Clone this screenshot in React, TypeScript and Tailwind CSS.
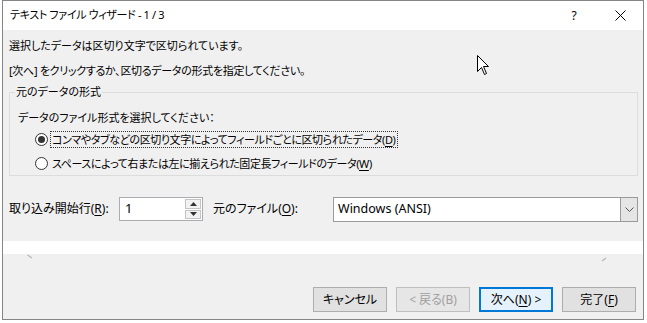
import React from 'react'

const jp = "[font-family:'Noto_Sans','Noto_Sans_CJK_JP',sans-serif] [font-feature-settings:'palt']"

// underlined access key like (D)
const Key = ({ k }: { k: string }) => (
  <>
    (<span className="underline underline-offset-2">{k}</span>)
  </>
)

const Radio = ({ checked }: { checked?: boolean }) => (
  <span className="w-[13px] h-[13px] rounded-full border border-[#333] bg-white flex items-center justify-center shrink-0">
    {checked && <span className="w-[7px] h-[7px] rounded-full bg-[#333]" />}
  </span>
)

const Btn = ({ children, disabled, primary }: { children: React.ReactNode; disabled?: boolean; primary?: boolean }) => (
  <div
    className={
      'w-[74px] h-[25px] flex items-center justify-center text-[12px] ' +
      (primary
        ? 'border-2 border-[#0078d7] bg-[#e5f1fb] text-black'
        : disabled
          ? 'border border-[#bfbfbf] bg-[#e6e6e6] text-[#a0a0a0]'
          : 'border border-[#adadad] bg-[#e1e1e1] text-black')
    }
  >
    {children}
  </div>
)

const Cursor = () => (
  <svg className="absolute left-[477px] top-[55px]" width="13" height="21" viewBox="0 0 13 21">
    <path d="M0.5 0.5 L0.5 16.5 L4.5 12.5 L7.5 19.5 L9.5 18.5 L6.5 11.5 L11.5 11.5 Z" fill="#fff" stroke="#000" strokeWidth="1" />
  </svg>
)

export default function App() {
  return (
    <div className={`w-[647px] h-[323px] bg-white overflow-hidden relative text-black ${jp}`}>
      <div className="ml-[2px] w-[642px] h-[320px] border border-[#858585] flex flex-col">
        {/* title bar */}
        <div className="h-[29px] bg-white flex items-center shrink-0">
          <div className="pl-[7px] text-[11px] tracking-[-0.35px] flex-1">テキスト ファイル ウィザード - 1 / 3</div>
          <div className="w-[46px] h-full flex items-center justify-center text-[12px]">?</div>
          <div className="w-[46px] h-full flex items-center justify-center">
            <svg width="11" height="11" viewBox="0 0 11 11">
              <path d="M0.5 0.5 L10.5 10.5 M10.5 0.5 L0.5 10.5" stroke="#000" strokeWidth="1" />
            </svg>
          </div>
        </div>

        {/* body */}
        <div className="flex-1 bg-[#f0f0f0] flex flex-col text-[11px]">
          <div className="pl-[6px] pt-[8px]">
            <div className="h-[16px] leading-[16px]">選択したデータは区切り文字で区切られています。</div>
            <div className="h-[16px] leading-[16px] mt-[9px] tracking-[-0.3px]">[次へ] をクリックするか、区切るデータの形式を指定してください。</div>

            <fieldset className="mt-[5px] w-[629px] border border-[#dcdcdc] pl-[5px] pb-[3px]">
              <legend className="leading-[16px] px-[1px]">元のデータの形式</legend>
              <div className="ml-[3px] pt-[10px] h-[26px] leading-[16px]">データのファイル形式を選択してください：</div>
              <div className="ml-[20px] mt-[5px] h-[17px] flex items-center gap-[2px]">
                <Radio checked />
                <span className="px-[1px] border border-dotted border-[#333] leading-[15px] tracking-[-0.4px]">
                  コンマやタブなどの区切り文字によってフィールドごとに区切られたデータ<Key k="D" />
                </span>
              </div>
              <div className="ml-[20px] mt-[7px] h-[17px] flex items-center gap-[2px]">
                <Radio />
                <span className="px-[1px] border border-transparent leading-[15px] tracking-[-0.4px]">
                  スペースによって右または左に揃えられた固定長フィールドのデータ<Key k="W" />
                </span>
              </div>
            </fieldset>

            <div className="mt-[21px] h-[24px] flex items-center text-[12px]">
              <div className="w-[110px]">取り込み開始行<Key k="R" />:</div>
              <div className="w-[84px] h-[24px] bg-white border border-[#abadb3] flex items-center">
                <span className="flex-1 pl-[5px] text-[13px]">1</span>
                <div className="w-[16px] h-[20px] mr-[1px] flex flex-col gap-[1px]">
                  <div className="flex-1 border border-[#c4c4c4] bg-[#f2f2f2] flex items-center justify-center">
                    <svg width="7" height="4" viewBox="0 0 7 4"><path d="M0 4 L3.5 0 L7 4 Z" fill="#333" /></svg>
                  </div>
                  <div className="flex-1 border border-[#c4c4c4] bg-[#f2f2f2] flex items-center justify-center">
                    <svg width="7" height="4" viewBox="0 0 7 4"><path d="M0 0 L3.5 4 L7 0 Z" fill="#333" /></svg>
                  </div>
                </div>
              </div>
              <div className="w-[130px] pl-[10px]">元のファイル<Key k="O" />:</div>
              <div className="w-[305px] h-[25px] bg-white border border-[#9a9a9a] flex items-center">
                <span className="flex-1 pl-[4px] text-[12.5px]">Windows (ANSI)</span>
                <div className="w-[17px] h-[23px] bg-[#e5e5e5] border-l border-[#9a9a9a] flex items-center justify-center">
                  <svg width="9" height="5" viewBox="0 0 9 5"><path d="M0.5 0.5 L4.5 4.5 L8.5 0.5" fill="none" stroke="#555" strokeWidth="1" /></svg>
                </div>
              </div>
            </div>
          </div>

          {/* preview top edge */}
          <div className="mt-[20px] h-[13px] bg-white" />
          <div className="h-[10px] flex justify-between pl-[24px] pr-[36px]">
            <svg width="6" height="6" viewBox="0 0 6 6"><path d="M0.5 1 L5 4" stroke="#b5b5b5" strokeWidth="1.2" /></svg>
            <svg width="6" height="6" viewBox="0 0 6 6" className="mt-[3px]"><path d="M5 1 L1 4" stroke="#b5b5b5" strokeWidth="1.2" /></svg>
          </div>

          {/* buttons */}
          <div className="mt-auto pb-[7px] pr-[7px] flex justify-end gap-[9px]">
            <Btn>キャンセル</Btn>
            <Btn disabled>&lt; 戻る(B)</Btn>
            <Btn primary>次へ<Key k="N" /> &gt;</Btn>
            <Btn>完了<Key k="F" /></Btn>
          </div>
        </div>
      </div>
      <Cursor />
    </div>
  )
}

____________

● What you should do
Look above for lines with the word "React" and copy them all.

● Complete output
Clone this screenshot in React, TypeScript and Tailwind CSS.
import React from 'react'
const Btn = ({ children, disabled, primary }: { children: React.ReactNode; disabled?: boolean; primary?: boolean }) => (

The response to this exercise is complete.